It’s no secret that some of the best-loved saints in Catholic history had their spiritual lives deeply shaped by books. From well-known classics - like St. Augustine’s City of God that was beloved by St. Thomas More - to more obscure examples - like St. Therese of Lisieux and The End of the Present World and the Mysteries of the Future Life by Fr. Charles Arminjon - there are countless examples of saints being formed through wise literary counsel.
As I’ve been working my way through The Duty of Delight: The Diaries of Dorothy Day (Penguin Random House, 2011; edited by Robert Ellsberg), I couldn’t help but notice that Dorothy Day was a voracious reader like me.
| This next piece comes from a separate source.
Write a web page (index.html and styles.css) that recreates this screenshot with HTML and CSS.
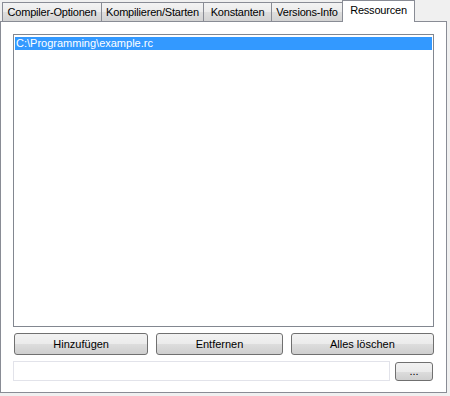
FILE: index.html
```html
<!DOCTYPE html>
<html lang="de">
<head>
    <meta charset="UTF-8">
    <title>Ressourcen</title>
    <link rel="stylesheet" href="styles.css">
</head>
<body>
    <div class="tabs">
        <div class="tab tab-compiler">Compiler-Optionen</div>
        <div class="tab tab-build">Kompilieren/Starten</div>
        <div class="tab tab-const">Konstanten</div>
        <div class="tab tab-version">Versions-Info</div>
        <div class="tab tab-res active">Ressourcen</div>
    </div>

    <div class="panel">
        <ul class="listbox">
            <li class="list-item selected">C:\Programming\example.rc</li>
        </ul>

        <div class="button-row">
            <button class="btn btn-add">Hinzufügen</button>
            <button class="btn btn-remove">Entfernen</button>
            <button class="btn btn-clear">Alles löschen</button>
        </div>

        <div class="file-row">
            <input type="text" class="file-field">
            <button class="btn btn-browse">...</button>
        </div>
    </div>
</body>
</html>
```

FILE: styles.css
```css
body {
    margin: 0;
    background: #f0f0f0;
    font-family: "Liberation Sans", Arial, sans-serif;
    font-size: 11px;
    color: #000;
    width: 450px;
    height: 396px;
    overflow: hidden;
}
.tabs {
    display: flex;
    align-items: flex-end;
    height: 21px;
    padding-left: 2px;
}
.tab {
    box-sizing: border-box;
    height: 19px;
    line-height: 18px;
    text-align: center;
    border: 1px solid #898c95;
    border-bottom: none;
    margin-right: -1px;
    background: linear-gradient(#f3f3f3, #ebebeb 50%, #dedede 50%, #d3d3d3);
    white-space: nowrap;
    letter-spacing: -0.2px;
}
.tab-compiler {
    width: 100px;
}
.tab-build {
    width: 103px;
}
.tab-const {
    width: 69px;
}
.tab-version {
    width: 72px;
}
.tab.active {
    position: relative;
    z-index: 1;
    width: 73px;
    height: 22px;
    line-height: 19px;
    margin-bottom: -1px;
    background: #fff;
}
.panel {
    width: 421px;
    height: 347px;
    margin-right: 2px;
    padding: 12px 12px 11px 12px;
    border: 1px solid #898c95;
    background: #fff;
    display: flex;
    flex-direction: column;
}
.listbox {
    list-style: none;
    margin: 0;
    padding: 2px 1px;
    height: 289px;
    border: 1px solid #828790;
    background: #fff;
}
.list-item {
    height: 13px;
    line-height: 13px;
    padding-left: 1px;
}
.list-item.selected {
    background: #3399ff;
    color: #fff;
}
.button-row {
    display: flex;
    gap: 8px;
    margin-top: 6px;
    padding-left: 1px;
}
.btn {
    height: 22px;
    padding: 0;
    border: 1px solid #707070;
    border-radius: 3px;
    background: linear-gradient(#f2f2f2, #ebebeb 50%, #dddddd 50%, #cfcfcf);
    font-family: "Liberation Sans", Arial, sans-serif;
    font-size: 11px;
    font-weight: normal;
    color: #000;
}
.btn-add {
    width: 135px;
}
.btn-remove {
    width: 127px;
}
.btn-clear {
    width: 144px;
}
.file-row {
    display: flex;
    justify-content: space-between;
    align-items: center;
    margin-top: 6px;
}
.file-field {
    width: 377px;
    height: 20px;
    box-sizing: border-box;
    margin: 0;
    border: 1px solid #e2e3ea;
    background: #fff;
}
.btn-browse {
    width: 38px;
    height: 19px;
    margin-right: 1px;
    line-height: 12px;
}
```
As she chronicles the day in, day out of her life, diary entries abound commenting on what novel, prayer collection, or book of spiritual direction she’s immersed in, and her opinion of their merits.
Here, I present the first part of an authoritative list of all the books Dorothy Day mentioned reading during her lifetime. Many are considered “modern” masterpieces, though Day didn’t shy away from loving classics of Catholic literature, as you’ll see both below and in the lists to come.
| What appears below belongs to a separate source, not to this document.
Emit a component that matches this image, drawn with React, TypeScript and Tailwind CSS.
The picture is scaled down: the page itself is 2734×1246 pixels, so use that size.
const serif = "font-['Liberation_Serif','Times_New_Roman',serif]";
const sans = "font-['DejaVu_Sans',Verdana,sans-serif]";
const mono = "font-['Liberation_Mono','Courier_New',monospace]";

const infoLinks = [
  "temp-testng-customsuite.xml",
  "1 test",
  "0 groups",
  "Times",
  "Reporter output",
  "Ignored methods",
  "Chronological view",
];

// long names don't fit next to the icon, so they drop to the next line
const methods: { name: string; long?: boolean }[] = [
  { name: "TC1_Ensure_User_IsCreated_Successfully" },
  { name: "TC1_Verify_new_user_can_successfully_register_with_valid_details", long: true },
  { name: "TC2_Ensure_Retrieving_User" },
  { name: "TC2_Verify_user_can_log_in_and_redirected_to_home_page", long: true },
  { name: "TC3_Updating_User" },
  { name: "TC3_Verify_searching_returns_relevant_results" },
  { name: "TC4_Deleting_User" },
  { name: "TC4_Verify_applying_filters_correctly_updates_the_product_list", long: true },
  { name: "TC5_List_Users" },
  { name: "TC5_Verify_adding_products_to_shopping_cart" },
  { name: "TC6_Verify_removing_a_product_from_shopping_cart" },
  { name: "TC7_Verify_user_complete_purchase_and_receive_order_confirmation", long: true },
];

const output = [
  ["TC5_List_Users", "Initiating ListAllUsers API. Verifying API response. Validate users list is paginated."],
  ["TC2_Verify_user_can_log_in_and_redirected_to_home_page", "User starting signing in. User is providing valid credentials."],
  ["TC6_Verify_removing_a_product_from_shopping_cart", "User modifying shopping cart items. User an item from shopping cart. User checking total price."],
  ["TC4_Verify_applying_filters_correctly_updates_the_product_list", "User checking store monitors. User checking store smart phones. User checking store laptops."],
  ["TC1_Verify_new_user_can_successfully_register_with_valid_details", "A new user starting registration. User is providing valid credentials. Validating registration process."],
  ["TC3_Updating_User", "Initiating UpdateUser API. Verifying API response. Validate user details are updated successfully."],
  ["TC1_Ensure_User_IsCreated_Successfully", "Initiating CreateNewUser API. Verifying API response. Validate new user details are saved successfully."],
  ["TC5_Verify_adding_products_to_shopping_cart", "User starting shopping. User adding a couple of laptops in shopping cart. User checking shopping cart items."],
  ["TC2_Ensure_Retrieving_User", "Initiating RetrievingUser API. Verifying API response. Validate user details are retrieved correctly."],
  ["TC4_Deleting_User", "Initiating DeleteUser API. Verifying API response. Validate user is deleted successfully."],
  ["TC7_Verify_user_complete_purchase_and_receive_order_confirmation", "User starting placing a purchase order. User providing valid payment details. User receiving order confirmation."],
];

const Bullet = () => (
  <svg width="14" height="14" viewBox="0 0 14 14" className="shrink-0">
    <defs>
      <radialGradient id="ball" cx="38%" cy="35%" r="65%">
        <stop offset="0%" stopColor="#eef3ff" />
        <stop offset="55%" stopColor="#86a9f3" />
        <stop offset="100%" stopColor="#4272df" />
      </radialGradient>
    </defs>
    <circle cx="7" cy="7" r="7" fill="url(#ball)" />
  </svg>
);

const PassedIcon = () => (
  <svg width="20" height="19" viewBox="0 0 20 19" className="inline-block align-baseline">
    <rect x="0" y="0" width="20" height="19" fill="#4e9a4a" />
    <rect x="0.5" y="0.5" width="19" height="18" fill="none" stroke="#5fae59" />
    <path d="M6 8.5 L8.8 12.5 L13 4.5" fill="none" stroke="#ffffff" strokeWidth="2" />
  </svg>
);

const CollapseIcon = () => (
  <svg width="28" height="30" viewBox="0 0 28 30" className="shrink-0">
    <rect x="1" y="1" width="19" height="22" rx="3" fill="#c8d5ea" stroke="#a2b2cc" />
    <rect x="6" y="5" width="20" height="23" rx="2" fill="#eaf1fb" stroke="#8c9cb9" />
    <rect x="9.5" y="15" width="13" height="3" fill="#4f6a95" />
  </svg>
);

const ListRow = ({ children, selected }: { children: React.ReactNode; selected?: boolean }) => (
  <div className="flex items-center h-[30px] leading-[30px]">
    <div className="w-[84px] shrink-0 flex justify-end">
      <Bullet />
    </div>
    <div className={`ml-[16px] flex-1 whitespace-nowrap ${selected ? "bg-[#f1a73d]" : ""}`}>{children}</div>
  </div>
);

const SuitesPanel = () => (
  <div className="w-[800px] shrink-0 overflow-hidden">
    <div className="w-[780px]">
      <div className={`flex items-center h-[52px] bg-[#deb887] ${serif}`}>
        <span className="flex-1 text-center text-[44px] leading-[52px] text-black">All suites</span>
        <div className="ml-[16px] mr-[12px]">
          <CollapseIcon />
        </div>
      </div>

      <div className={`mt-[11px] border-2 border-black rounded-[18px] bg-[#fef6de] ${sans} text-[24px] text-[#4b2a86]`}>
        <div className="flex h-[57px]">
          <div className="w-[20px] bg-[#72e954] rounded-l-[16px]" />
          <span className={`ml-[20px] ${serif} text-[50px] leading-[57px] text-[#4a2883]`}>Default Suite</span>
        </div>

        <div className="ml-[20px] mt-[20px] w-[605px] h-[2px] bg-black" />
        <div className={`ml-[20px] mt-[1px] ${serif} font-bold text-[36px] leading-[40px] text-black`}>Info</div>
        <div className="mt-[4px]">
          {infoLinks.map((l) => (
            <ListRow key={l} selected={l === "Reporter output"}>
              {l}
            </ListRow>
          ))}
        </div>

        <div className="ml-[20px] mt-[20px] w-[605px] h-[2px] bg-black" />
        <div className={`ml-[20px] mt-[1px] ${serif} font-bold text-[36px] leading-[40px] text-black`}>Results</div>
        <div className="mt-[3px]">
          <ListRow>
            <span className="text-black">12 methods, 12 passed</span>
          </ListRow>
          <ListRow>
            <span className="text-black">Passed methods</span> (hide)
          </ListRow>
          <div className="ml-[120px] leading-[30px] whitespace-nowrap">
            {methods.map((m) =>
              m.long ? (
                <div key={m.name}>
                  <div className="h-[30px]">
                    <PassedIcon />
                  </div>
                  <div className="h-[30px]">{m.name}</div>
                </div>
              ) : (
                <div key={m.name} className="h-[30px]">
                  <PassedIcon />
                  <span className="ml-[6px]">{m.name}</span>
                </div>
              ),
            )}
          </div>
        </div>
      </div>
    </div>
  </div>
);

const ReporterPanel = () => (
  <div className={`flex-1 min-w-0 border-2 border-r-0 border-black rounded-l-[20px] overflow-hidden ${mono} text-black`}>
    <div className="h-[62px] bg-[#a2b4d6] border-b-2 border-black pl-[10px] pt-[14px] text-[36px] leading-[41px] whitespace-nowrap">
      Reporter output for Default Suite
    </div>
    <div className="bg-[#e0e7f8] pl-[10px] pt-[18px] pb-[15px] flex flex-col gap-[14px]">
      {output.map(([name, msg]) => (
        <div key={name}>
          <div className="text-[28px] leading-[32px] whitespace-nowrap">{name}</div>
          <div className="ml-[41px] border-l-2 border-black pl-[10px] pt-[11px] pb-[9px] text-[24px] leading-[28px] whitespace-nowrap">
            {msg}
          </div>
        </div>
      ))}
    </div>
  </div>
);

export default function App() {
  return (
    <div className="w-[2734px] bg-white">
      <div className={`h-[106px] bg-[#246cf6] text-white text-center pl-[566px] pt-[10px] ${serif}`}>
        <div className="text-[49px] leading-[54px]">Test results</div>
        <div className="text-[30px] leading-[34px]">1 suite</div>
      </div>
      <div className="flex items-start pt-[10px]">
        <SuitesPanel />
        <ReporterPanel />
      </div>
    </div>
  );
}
This summer, I challenge you to read at least three books – one per month in June, July, and August - that formed this remarkable “saint of the poor” in modern times.
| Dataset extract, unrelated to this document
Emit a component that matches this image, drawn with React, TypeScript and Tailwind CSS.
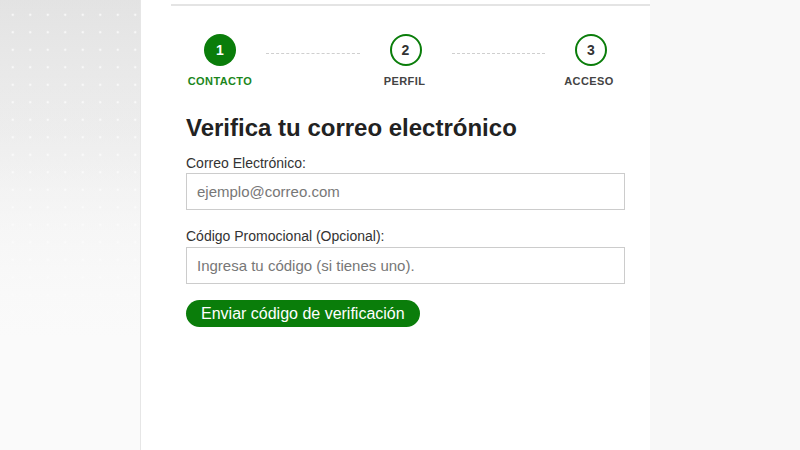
import React from 'react';

const steps = [
  { n: '1', label: 'CONTACTO', active: true },
  { n: '2', label: 'PERFIL', active: false },
  { n: '3', label: 'ACCESO', active: false },
];

function Circle({ n, active }: { n: string; active: boolean }) {
  return (
    <div className="w-[68px] flex justify-center">
      {active ? (
        <div className="w-8 h-8 rounded-full bg-[#0a7d0a] text-white flex items-center justify-center text-[14px] font-bold">{n}</div>
      ) : (
        <div className="w-8 h-8 rounded-full border-2 border-[#0a7d0a] text-[#333] flex items-center justify-center text-[14px] font-bold">{n}</div>
      )}
    </div>
  );
}

export default function App() {
  return (
    <div className="flex w-[800px] h-[450px] font-['Liberation_Sans',Arial,sans-serif] bg-[#f8f8f8]">
      {/* left decorative panel */}
      <div className="w-[141px] h-full border-r border-[#e6e6e6] bg-[linear-gradient(to_bottom,rgba(250,250,250,0.2)_0%,rgba(250,250,250,0.3)_30%,#fafafa_75%),radial-gradient(circle,rgba(255,255,255,0.75)_1px,transparent_1.6px),linear-gradient(to_bottom,#dddddd,#f1f1f1_55%,#fafafa)] bg-[length:100%_100%,17.5px_17.5px,100%_100%] bg-[position:0_0,4px_6px,0_0]" />

      {/* main */}
      <div className="w-[509px] h-full bg-white pl-[30px]">
        <div className="h-[2px] mt-1 bg-[#e4e4e4]" />
        <div className="pl-[15px] pr-[25px]">
          <div className="flex items-center mt-[28px]">
            <Circle n="1" active />
            <div className="flex-1 mx-3 border-t border-dashed border-[#cfcfcf] mt-[6px]" />
            <Circle n="2" active={false} />
            <div className="flex-1 mx-3 border-t border-dashed border-[#cfcfcf] mt-[6px]" />
            <Circle n="3" active={false} />
          </div>
          <div className="flex justify-between mt-[9px] w-[437px]">
            {steps.map((s) => (
              <div key={s.n} className={`w-[68px] text-center text-[11px] leading-[13px] font-bold tracking-[0.4px] ${s.active ? 'text-[#1b861b]' : 'text-[#444]'}`}>
                {s.label}
              </div>
            ))}
          </div>

          <h1 className="mt-[25px] text-[24px] leading-[29px] font-bold text-[#222]">Verifica tu correo electrónico</h1>

          <label className="block mt-[13px] text-[14px] leading-[16px] text-[#333]">Correo Electrónico:</label>
          <input
            className="mt-[2px] block w-full h-[37px] border border-[#cccccc] px-[10px] text-[15px] text-[#333] placeholder:text-[#777] outline-none"
            placeholder="ejemplo@correo.com"
          />

          <label className="block mt-[18px] text-[14px] leading-[16px] text-[#333]">Código Promocional (Opcional):</label>
          <input
            className="mt-[3px] block w-full h-[37px] border border-[#cccccc] px-[10px] text-[15px] text-[#333] placeholder:text-[#777] outline-none"
            placeholder="Ingresa tu código (si tienes uno)."
          />

          <button className="mt-4 h-[27px] px-[15px] rounded-full bg-[#0a7d0a] text-white text-[16px] leading-[27px]">
            Enviar código de verificación
          </button>
        </div>
      </div>

      {/* right */}
      <div className="flex-1 h-full bg-[#f8f8f8]" />
    </div>
  );
}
And as an added bonus, check out the Salt + Light TV interviews with two of Dorothy’s granddaughters below.
Below are specific books (or book excerpts) mentioned by Dorothy in diary entries from 1934-1939.
Stay tuned: For each decade of her life, we’ll be posting a blog with a new list of titles.
1.Crime and Punishment (1866) - Fyodor Dostoyevsky
2.The Idiot (1869) – Fyodor Dostoyevsky
3.The Spiritual Life: A Treatise on Ascetical and Mystical Theology (1930) - Adolphe Tanqueray
4.Hunger (1890) – Knut Hamsun
5. “The Grand Inquisitor”, a poem inside The Brothers Karamazov (1879) – Fyodor Dostoyevsky
6.Resurrection (1899) – Leo Tolstoy
7. Not a book, exactly, but Day mentions praying Abbott [now Blessed] Columba Marmion’s Way of the Cross – you can read it online here
8.The Craft of Prayer (1936) - Vincent McNabb, OP
9. In September 1938, Day mentions she had stayed up until 2 am reading a book on modern German mystic and stigmatist Therese Neumann. You might consider reading Therese Neumann: Mystic & Stigmatist (1987) by Adalbert A. Vogl.
10.Pope Pius XI and World Peace (1938) – Lord Clonmore. But beware: Day noted bluntly that “it did not impress me”!
11.City of God(426 AD) – St. Augustine
12.Memories of Lenin (1930) - Nadezhda Krupskaya (Lenin’s wife)
13.The Public Life of Our Lord Jesus Christ (1930) – Bishop Alban Goodier
14. The last book Day mentions in her diaries during the 1930s is In Footsteps of St. Francis, a book I haven’t been able to trace. For a modern-day, lyrical journey through the life of the Saint of Assisi, you might try Francis: The Journey and the Dream (1972) by Murray Bodo, OFM.